Am Montag ging es los mit den Prüfungen
Wie berichtet, lehnt der Landesschülerausschuss wegen der Coronakrise sowohl die Abiturprüfungen also auch die Prüfungen zum Mittleren Schulabschluss ab und bekommt dafür viel Unterstützung. Dessen ungeachtet ging es am Montag los mit den Abiturprüfungen: Sowohl aus Berlin als auch aus Brandenburg wurde über rege Beteiligung berichtet - und auch über Freude, das Gelernte zeigen zu können.
Eine weitere Schülerin unterlag vor Gericht
Bisher waren das Schülergremium, die Eltern, Schulleiterverbände und Gewerkschaften nicht erfolgreich mit der Gegenwehr.
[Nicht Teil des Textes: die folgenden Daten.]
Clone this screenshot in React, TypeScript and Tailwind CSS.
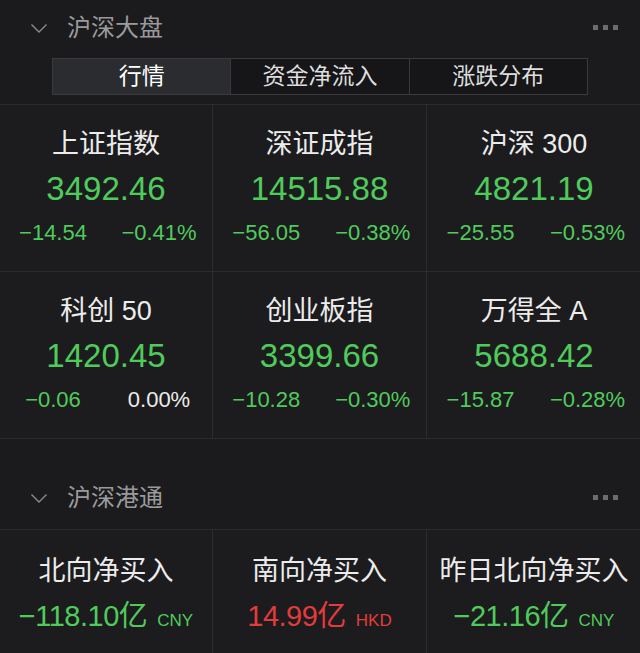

Vielmehr scheiterte am Freitag auch eine Schülerin vor Gericht, die sich wegen der Infektionsgefahr von den Prüfungen befreien lassen wollte. Damit allerdings war gerechnet worden, weil eine vergleichbare Klage gerade erst in Hessen zuungunsten einer Schülerin entschieden worden sein soll.
Das Gericht entschied, dass die Durchführung unter seuchenrechtlichen Gesichtspunkten zulässig sei, solange die Abstandsregeln eingehalten würden. Entsprechend ging es am Montag los mit den Abiturprüfungen.
Auch Forscher und ein neues Bündnis warnen vor verschärfter Chancenungleichheit
Die besondere Benachteiligung von Schülern, die unter sozial prekären Verhältnissen leben, ist angesichts der Coronakrise nicht nur am Montag vor Gericht Thema gewesen.
Vielmehr hatte eine große Gruppe namhafter Wissenschaftler und Schulpraktikern am Montag an die KMK appelliert, Schüler aus solchen Familien verstärkt in den Fokus zu nehmen und sie vorfristig zurück in die Schulen zu holen.
Noch bevor am die ersten Abiturklausuren geschrieben wurden, hat ein großes Bündnis türkischer, alevitischer, kurdischer, palästinensischer und weiterer Vereine darauf hingewiesen, dass sich viele „Black, Indigenous and People of Color Abiturienten“ infolge der höheren Armutsgefährdung „unter weitaus ungünstigeren Bedingungen“ auf die Prüfungen vorbereiten mussten. Daher werde man den Schülern „kostenlose Beratungen zu den Prüfungsergebnissen anbieten“.
Diese Beratung werde neben dem Widerspruch gegen die Benotung auch juristische Wege beinhalten.